I bent and turned, seeking the alignment I wanted. There…no. Almost.
There.
And then I heard his voice.
Sunshine.
Once. Only once. My name. There.
The shock of when I hit the exact bearing felt like putting my whole body in an electric socket. Wow. But then I was blazing along that line like an arrow from a burning bow. The smoke was stripped away by the speed of my going, my hair seemed to be peeling off my scalp, and the pressure was increasing…and increasing…I was being stretched—rolled like a ball of dough between palms to make breadsticks, a fluff of sheep’s wool twisted and squeezed to wind round a spindle—thinner and thinner and thinner, a bit of blunt thread crushed between huge fingers, poked painfully through the eye of a needle…
Wham.
I dropped out of the darkness, the void, the Other-space, back into something like somewhere. Back into my body, if I had been out of it.
I fell a little distance, smack, onto something. Something rather chilly, and slightly yielding, but not very, and also curiously…lumpy. I would have slid right off it again.
Except that it wrapped its arms around me, rolled me over so that it was on top of me, pinning me securely with its weight, and buried its fangs in my neck.
I froze. Well, what are you going to do? And all this was happening flickflickflick like the frames of a movie, too fast to react to.
It was dark, black dark, as dark as the void I had so recently traveled, and while I could see in the dark, I didn’t have much practice in this kind of darkness, and also…well there was this other stuff going on, you know? My chief awareness was centered on the feeling of teeth against my neck.
The teeth hadn’t broken the skin. His teeth hadn’t. His hair was in my face. I’d had his hair in my face once before, but he’d been bleeding on me that time. Maybe it was my chance to return the favor? He had said he wouldn’t turn me—that he couldn’t turn me. He’d also said that I could be killed, like any other human. Standard deaths of humans included being dry-guyed.
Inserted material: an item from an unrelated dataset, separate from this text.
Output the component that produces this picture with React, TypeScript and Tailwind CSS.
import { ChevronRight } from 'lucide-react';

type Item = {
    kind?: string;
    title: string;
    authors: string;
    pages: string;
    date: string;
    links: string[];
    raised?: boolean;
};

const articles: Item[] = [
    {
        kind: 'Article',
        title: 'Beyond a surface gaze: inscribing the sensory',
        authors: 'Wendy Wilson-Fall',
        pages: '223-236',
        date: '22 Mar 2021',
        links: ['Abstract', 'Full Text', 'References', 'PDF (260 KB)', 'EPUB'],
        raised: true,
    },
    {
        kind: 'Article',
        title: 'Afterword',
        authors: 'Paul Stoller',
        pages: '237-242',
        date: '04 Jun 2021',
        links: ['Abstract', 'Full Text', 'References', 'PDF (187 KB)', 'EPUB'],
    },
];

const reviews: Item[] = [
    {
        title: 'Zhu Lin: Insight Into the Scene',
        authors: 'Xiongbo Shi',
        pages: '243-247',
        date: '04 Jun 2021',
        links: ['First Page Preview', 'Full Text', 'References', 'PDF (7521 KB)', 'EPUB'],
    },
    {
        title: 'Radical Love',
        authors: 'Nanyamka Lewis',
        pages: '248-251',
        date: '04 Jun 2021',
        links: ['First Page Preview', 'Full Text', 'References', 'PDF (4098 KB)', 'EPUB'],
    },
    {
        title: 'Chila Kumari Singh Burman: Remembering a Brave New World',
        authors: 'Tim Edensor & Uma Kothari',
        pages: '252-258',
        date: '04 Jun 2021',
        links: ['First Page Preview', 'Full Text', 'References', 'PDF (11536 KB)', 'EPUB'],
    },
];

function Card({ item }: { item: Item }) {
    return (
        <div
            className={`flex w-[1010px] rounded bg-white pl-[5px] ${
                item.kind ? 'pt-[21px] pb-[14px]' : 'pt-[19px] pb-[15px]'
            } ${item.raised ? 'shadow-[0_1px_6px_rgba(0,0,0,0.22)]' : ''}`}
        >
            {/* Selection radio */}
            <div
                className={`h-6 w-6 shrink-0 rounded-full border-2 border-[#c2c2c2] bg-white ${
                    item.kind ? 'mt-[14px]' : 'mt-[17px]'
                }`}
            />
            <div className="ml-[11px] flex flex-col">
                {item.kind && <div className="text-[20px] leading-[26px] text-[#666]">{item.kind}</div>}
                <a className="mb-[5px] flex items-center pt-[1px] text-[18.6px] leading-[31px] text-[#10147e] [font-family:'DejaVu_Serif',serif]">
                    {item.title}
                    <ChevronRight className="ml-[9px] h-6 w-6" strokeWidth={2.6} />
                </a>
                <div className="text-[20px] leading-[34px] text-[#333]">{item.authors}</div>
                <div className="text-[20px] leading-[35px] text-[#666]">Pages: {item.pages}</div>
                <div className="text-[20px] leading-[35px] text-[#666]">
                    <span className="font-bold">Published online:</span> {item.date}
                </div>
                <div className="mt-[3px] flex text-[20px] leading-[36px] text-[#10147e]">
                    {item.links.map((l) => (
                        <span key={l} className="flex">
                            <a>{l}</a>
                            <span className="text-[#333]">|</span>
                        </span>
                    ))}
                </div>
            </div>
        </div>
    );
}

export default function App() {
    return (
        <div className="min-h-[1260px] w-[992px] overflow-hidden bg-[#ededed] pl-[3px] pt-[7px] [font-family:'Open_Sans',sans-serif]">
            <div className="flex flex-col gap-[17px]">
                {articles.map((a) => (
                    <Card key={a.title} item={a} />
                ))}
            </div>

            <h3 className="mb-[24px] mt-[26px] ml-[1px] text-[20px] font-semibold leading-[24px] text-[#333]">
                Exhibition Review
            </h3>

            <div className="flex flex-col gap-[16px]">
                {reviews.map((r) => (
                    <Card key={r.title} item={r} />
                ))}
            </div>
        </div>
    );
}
Maybe vampires didn’t like drop-in visitors. Well, I’d tried to call ahead. Ha ha.
His teeth were still against my neck. Other than that he was motionless. I mean that. Motionless. Like being lain on by a stone. A stone with fangs, of course.
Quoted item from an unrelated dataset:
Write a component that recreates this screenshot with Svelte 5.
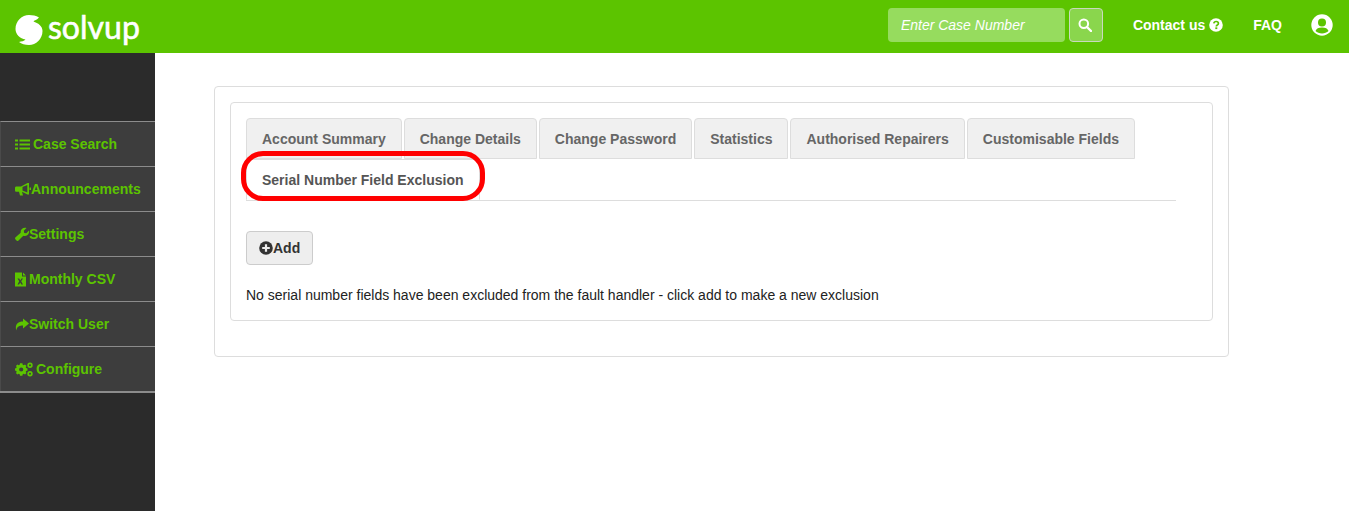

His hair smelled musty, damp. It wasn’t an unpleasant smell—if it reminded me of anything it reminded me of spring water, wet earth and moss on the rocks around it—but it wasn’t his usual vampire smell. Don’t ask me how I knew it was him but I did. Besides the fact that I guess if it had been any other vampire he wouldn’t have hesitated midway through the fang-burying action.
He was cold. Motionless and cold. Cold all the way down the length of him…
There seemed to be a lot of skin contact going on here. I blinked against the dark. I shivered against his body. I felt, then, briefly, his lips against my neck, as they closed over the teeth. His face rested against the curve of my neck, a moment, two moments. Two of my heartbeats. He was growing less cold. I was used—sort of—to the lack of a heartbeat, but I was pretty sure he wasn’t breathing either. What vampires call breathing. The fizziness I’d put my arms around when I’d discovered my car was gone, that day at the lake, that wasn’t there either.
He raised his head. Another of my heartbeats, and another. He shifted his arms, so he was no longer holding me like a garage clamp holds a recalcitrant engine. I turned my head fractionally. I could see the gray gleam of his cheek and jaw in the blackness: my dark vision was adjusting. I felt my eyes trying to see, like when the eye doctor gives you one of those funny lenses to look through and everything is all wrong. It was disconcerting to see in what I knew was darkness like…burial; no, not a good metaphor. But wherever we were, it felt underground, and I didn’t think that was just the darkness.